As training camp winds down, the roster math gets more complicated.
Woodside is not improving
Drafted in 2018 as a seventh-round pick of the Cincinnati Bengals, Woodside has been the ultimate NFL survivor.
Tennessee signed the quarterback to their practice squad in the 2018 season and gave him a two-year, $1.08 million deal in April of the following year. Since then, Woodside has appeared in 11 total games for the Titans. He has completed one of his three passing attempts for seven yards and has six rushes (kneel downs) for a total of -6.
Woodside entered Tennessee's eventual 13-3 preseason victory in the middle of the third quarter.
"Gotta stop turning the ball over," Woodside told me on Saturday night. "Other than that, I felt good out there, man. I thought I made some good decisions. I thought we moved the ball. We just had some penalties kind of shoot us in the foot. We've got to finish drives in the end zone."
The Titans long-time back-up completed seven of his eleven passing attempts for 56 yards and a pick.

Woodside's interception was to an open Treylon Burks down the field, but the ball was underthrown and into the clutches of Bucs corner Don Gardner. Willis was not overwhelming by any stretch in his second preseason start for Tennessee. What the rookie did show was growth from the Baltimore game last Thursday through two joint training camp practices and translate portions of it into Saturday night's action.
The kind of growth necessary to make a player like Woodside more expendable.
"I wanted to give Treylon a shot at it," said Woodside of the missed opportunity. "Sometimes, that's how it goes. I could have probably put a better ball on him. I was trying to give him a chance to go down and make a play."

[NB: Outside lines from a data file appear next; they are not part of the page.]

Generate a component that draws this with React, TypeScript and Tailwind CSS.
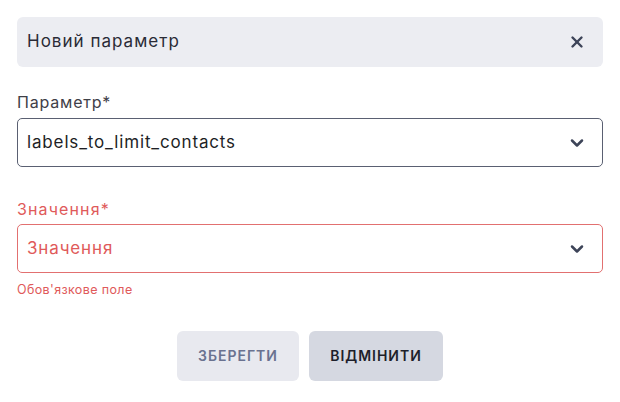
import React from 'react';
import { X, ChevronDown } from 'lucide-react';

const font = { fontFamily: 'Inter, "Noto Sans", sans-serif' };

const App: React.FC = () => {
  return (
    <div className="w-[620px] h-[402px] bg-white px-[17px] pt-[17px]" style={font}>
      <div className="flex items-center justify-between h-[50px] rounded-md bg-[#ecedf2] pl-[10px] pr-[17px]">
        <span className="text-[17px] tracking-[0.06em] text-[#2a2b36]">Новий параметр</span>
        <X size={18} strokeWidth={3.2} className="text-[#3d4458]" />
      </div>

      <div className="mt-[23px]">
        <label className="block text-[16px] leading-[24px] tracking-[0.05em] text-[#3f4048]">Параметр*</label>
        <div className="mt-[4px] flex items-center justify-between h-[49px] rounded-[5px] border border-[#5a6072] pl-[9px] pr-[15px]">
          <span className="text-[17px] tracking-[0.05em] text-[#1e1f26]">labels_to_limit_contacts</span>
          <ChevronDown size={20} strokeWidth={3} className="text-[#3d4458]" />
        </div>
      </div>

      <div className="mt-[30px]">
        <label className="block text-[16px] leading-[24px] tracking-[0.07em] text-[#e05a5a]">Значення*</label>
        <div className="mt-[3px] flex items-center justify-between h-[49px] rounded-[5px] border border-[#e27070] pl-[9px] pr-[15px]">
          <span className="text-[17px] tracking-[0.05em] text-[#e05a5a]">Значення</span>
          <ChevronDown size={20} strokeWidth={3} className="text-[#3d4458]" />
        </div>
        <div className="mt-[8px] text-[12.5px] tracking-[0.03em] text-[#e05a5a]">Обов'язкове поле</div>
      </div>

      <div className="mt-[31px] flex justify-center gap-[10px]">
        <button className="h-[50px] w-[122px] rounded-md bg-[#e8e9ef] text-[14px] font-semibold tracking-[0.07em] text-[#6a7290]">ЗБЕРЕГТИ</button>
        <button className="h-[50px] w-[134px] rounded-md bg-[#d5d8e1] text-[14px] font-semibold tracking-[0.07em] text-[#1e1f2a]">ВІДМІНИТИ</button>
      </div>
    </div>
  );
};

export default App;
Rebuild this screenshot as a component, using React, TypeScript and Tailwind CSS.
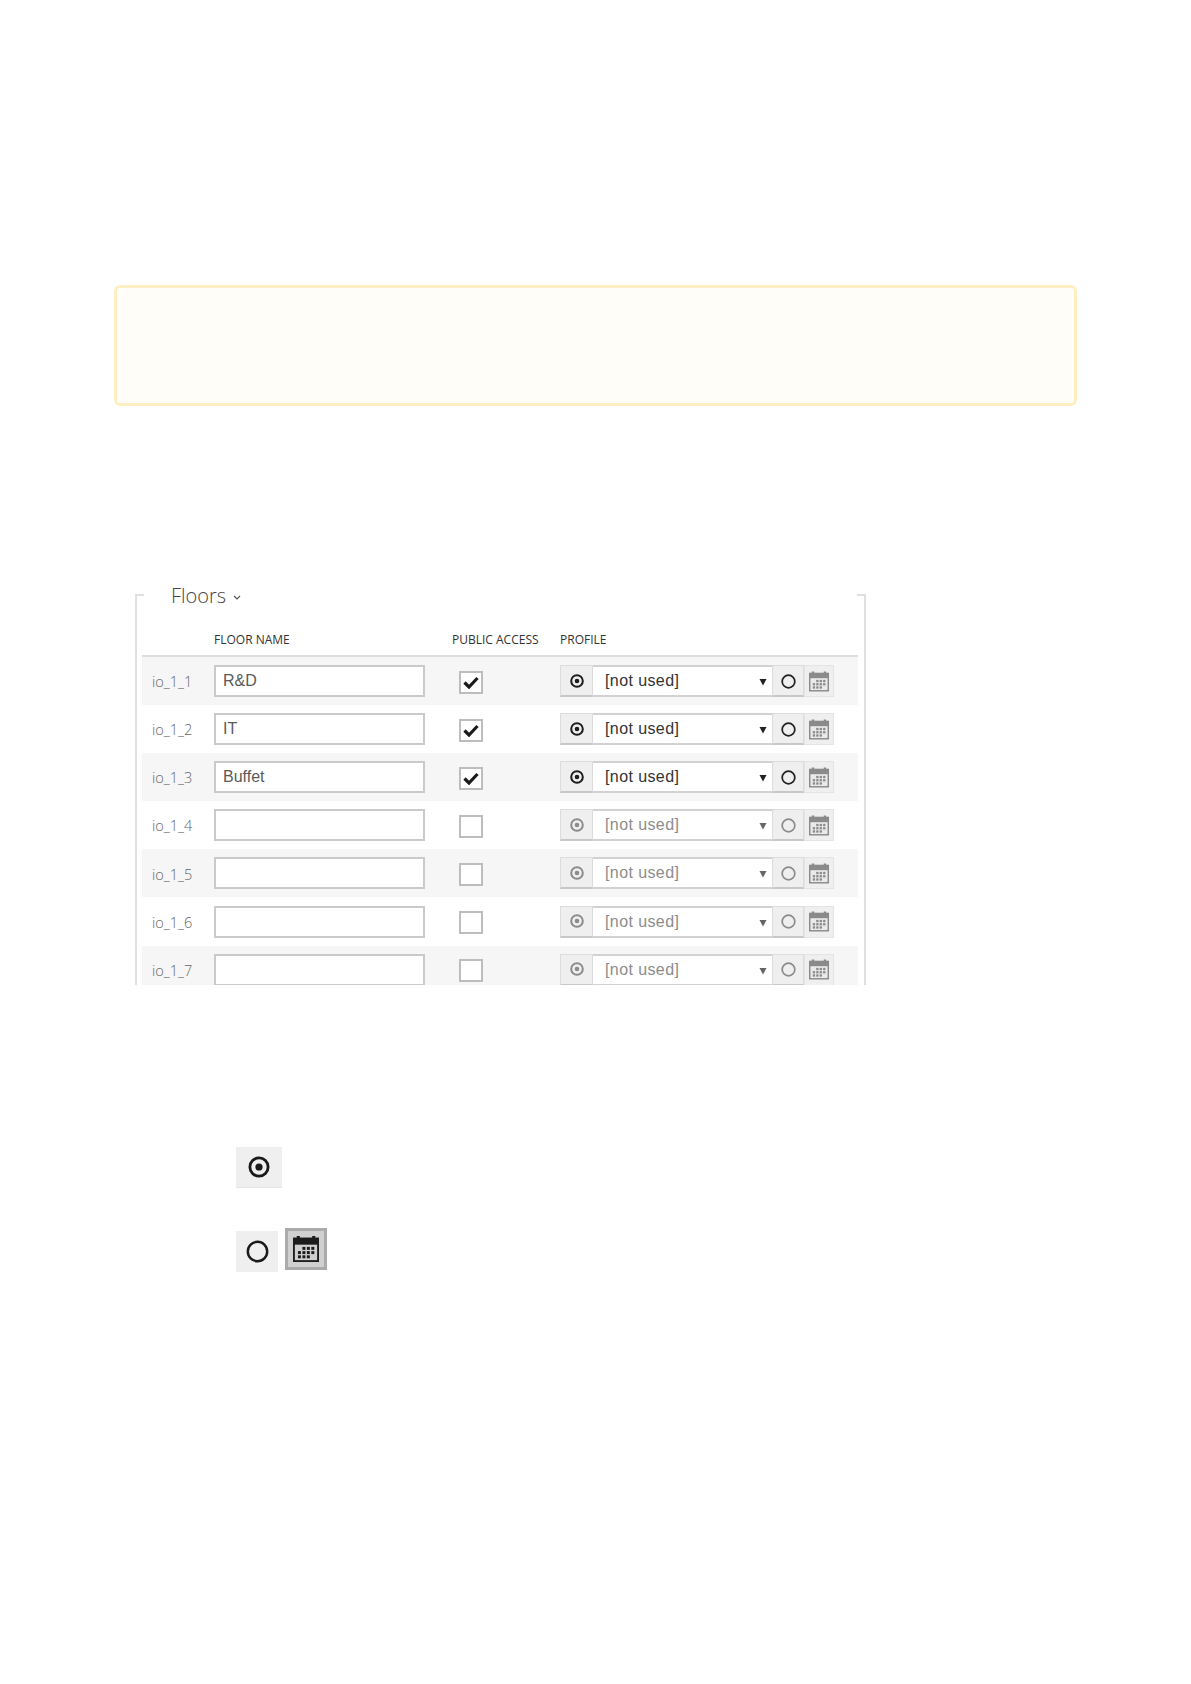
import React from "react";

const Dot = ({ size = 14, color = "#222", sw = 2 }: { size?: number; color?: string; sw?: number }) => (
  <svg width={size} height={size} viewBox="0 0 14 14" className="block">
    <circle cx="7" cy="7" r="5.8" fill="none" stroke={color} strokeWidth={sw} />
    <circle cx="7" cy="7" r="2.3" fill={color} />
  </svg>
);

const Ring = ({ size = 14, color = "#222", sw = 1.6 }: { size?: number; color?: string; sw?: number }) => (
  <svg width={size} height={size} viewBox="0 0 14 14" className="block">
    <circle cx="7" cy="7" r="5.9" fill="none" stroke={color} strokeWidth={sw} />
  </svg>
);

const Calendar = ({ w = 20, h = 21, color = "#8a8a8a", paper = "#e9e9e9" }: { w?: number; h?: number; color?: string; paper?: string }) => (
  <svg width={w} height={h} viewBox="0 0 21 21" className="block">
    <rect x="0.75" y="2" width="19.5" height="18.25" fill={paper} stroke={color} strokeWidth="1.5" />
    <rect x="0.75" y="2" width="19.5" height="5" fill={color} />
    <rect x="3" y="0" width="2.5" height="3" fill={color} />
    <rect x="15.5" y="0" width="2.5" height="3" fill={color} />
    {[8.8, 12.2, 15.6].map((y, r) =>
      [4, 7.6, 11.2, 14.8].map((x, c) =>
        (r === 0 && c === 0) || (r === 2 && c === 3) ? null : (
          <rect key={`${r}-${c}`} x={x} y={y} width="2.4" height="2.4" fill={color} />
        ),
      ),
    )}
  </svg>
);

const rows = [
  { id: "io_1_1", name: "R&D", on: true },
  { id: "io_1_2", name: "IT", on: true },
  { id: "io_1_3", name: "Buffet", on: true },
  { id: "io_1_4", name: "", on: false },
  { id: "io_1_5", name: "", on: false },
  { id: "io_1_6", name: "", on: false },
  { id: "io_1_7", name: "", on: false },
];

function Row({ id, name, on, odd }: { id: string; name: string; on: boolean; odd: boolean }) {
  const ink = on ? "#1c1c1c" : "#8c8c8c";
  return (
    <div className={`flex h-[48.1px] shrink-0 items-center ${odd ? "bg-[#f6f6f6]" : "bg-white"}`}>
      <div className="w-[72px] pl-[10px] pt-[2px] font-['Open_Sans',sans-serif] text-[14.5px] font-light text-[#666]">{id}</div>
      <div className="flex h-[32px] w-[211px] items-center border-2 border-[#cacaca] bg-white pl-[7px] font-['Liberation_Sans',sans-serif] text-[16px] text-[#5a5a5a]">
        {name}
      </div>
      <div className="ml-[34px] mt-[2px] flex h-[23px] w-[24px] items-center justify-center border-2 border-[#bdbdbd] bg-white">
        {on && (
          <svg width="16" height="13" viewBox="0 0 16 13" className="block">
            <path d="M1.5 6.5 L6 11 L14.5 2" fill="none" stroke="#1b1b1b" strokeWidth="3.2" />
          </svg>
        )}
      </div>
      <div className="ml-[77px] flex h-[32px] items-stretch">
        <div className="flex w-[33px] items-center justify-center border border-b-2 border-[#dcdcdc] border-b-[#c8c8c8] bg-[#efefef]">
          <Dot color={ink} />
        </div>
        <div className={`relative flex w-[179px] items-center border-y-2 border-[#d2d2d2] bg-white pl-[12px] font-['Liberation_Sans',sans-serif] text-[16px] tracking-[0.4px] ${on ? "text-[#333]" : "text-[#8c8c8c]"}`}>
          [not used]
          <svg width="8" height="8" viewBox="0 0 8 8" className="absolute right-[5px] top-[11px] block">
            <path d="M0.5 1 H7.5 L4 7.5 Z" fill={on ? "#222" : "#666"} />
          </svg>
        </div>
        <div className="flex w-[32px] items-center justify-center border border-b-2 border-[#dcdcdc] border-b-[#c8c8c8] bg-[#efefef] pt-[1px]">
          <Ring size={15} color={on ? "#222" : "#8c8c8c"} />
        </div>
        <div className="flex w-[30px] items-center justify-center border border-[#e4e4e4] bg-[#efefef]">
          <Calendar />
        </div>
      </div>
    </div>
  );
}

export default function App() {
  return (
    <div className="min-h-[1684px] w-[1191px] bg-white pt-[285px]">
      <div className="ml-[113.5px] h-[121px] w-[963.5px] rounded-[6px] border-[3px] border-[#feefc2] bg-[#fffdf8]" />

      <div className="relative ml-[135px] mt-[188px] flex h-[391px] w-[731px] flex-col border-x-2 border-[#e0e0e0] pl-[5px] pr-[6px]">
        <span className="absolute left-0 top-0 h-[2px] w-[7px] bg-[#e0e0e0]" />
        <span className="absolute right-0 top-0 h-[2px] w-[7px] bg-[#e0e0e0]" />
        <div className="-mt-[10px] flex h-[24px] shrink-0 items-center gap-[7px] pl-[29px] font-['Open_Sans',sans-serif] text-[20px] font-light leading-none text-[#444]">
          Floors
          <svg width="8" height="5" viewBox="0 0 8 5" className="mt-[2px] block">
            <path d="M1 1 L4 4 L7 1" fill="none" stroke="#555" strokeWidth="1.2" />
          </svg>
        </div>
        <div className="flex h-[49px] shrink-0 items-end border-b-2 border-[#dddddd] pb-[6px] font-['Open_Sans',sans-serif] text-[12px] text-[#333]">
          <div className="ml-[72px] w-[238px]">FLOOR NAME</div>
          <div className="w-[108px]">PUBLIC ACCESS</div>
          <div>PROFILE</div>
        </div>
        <div className="flex h-[328px] shrink-0 flex-col overflow-hidden">
          {rows.map((r, i) => (
            <Row key={r.id} id={r.id} name={r.name} on={r.on} odd={i % 2 === 0} />
          ))}
        </div>
      </div>

      <div className="ml-[236px] mt-[162px] flex h-[41px] w-[46px] items-center justify-center border-b border-[#e4e4e4] bg-[#efefef]">
        <Dot size={22} color="#1a1a1a" sw={1.8} />
      </div>
      <div className="ml-[236px] mt-[40px] flex items-end gap-[7px]">
        <div className="flex h-[41px] w-[42px] items-center justify-center bg-[#efefef]">
          <Ring size={23} color="#1a1a1a" sw={1.5} />
        </div>
        <div className="mb-[2px] flex h-[42px] w-[42px] items-center justify-center border-[3px] border-[#ababab] bg-[#d0d0d0]">
          <Calendar w={26} h={28} color="#1c1c1c" paper="#cfcfcf" />
        </div>
      </div>
    </div>
  );
}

Where Woodside does continue to hold the upper hand, though, is with institutional knowledge. Lasting in the Titans system as long as he has is a tribute to him and the trust Tennessee's coaches have built with him over time. Three turnovers in less than four quarters of preseason action are damning, however.
The back-up quarterback cannot put his offense in that kind of jeopardy once the regular season arrives. A practice squad spot for Woodside is the only thing that makes sense right now.
Featured Image: USA TODAY Sports.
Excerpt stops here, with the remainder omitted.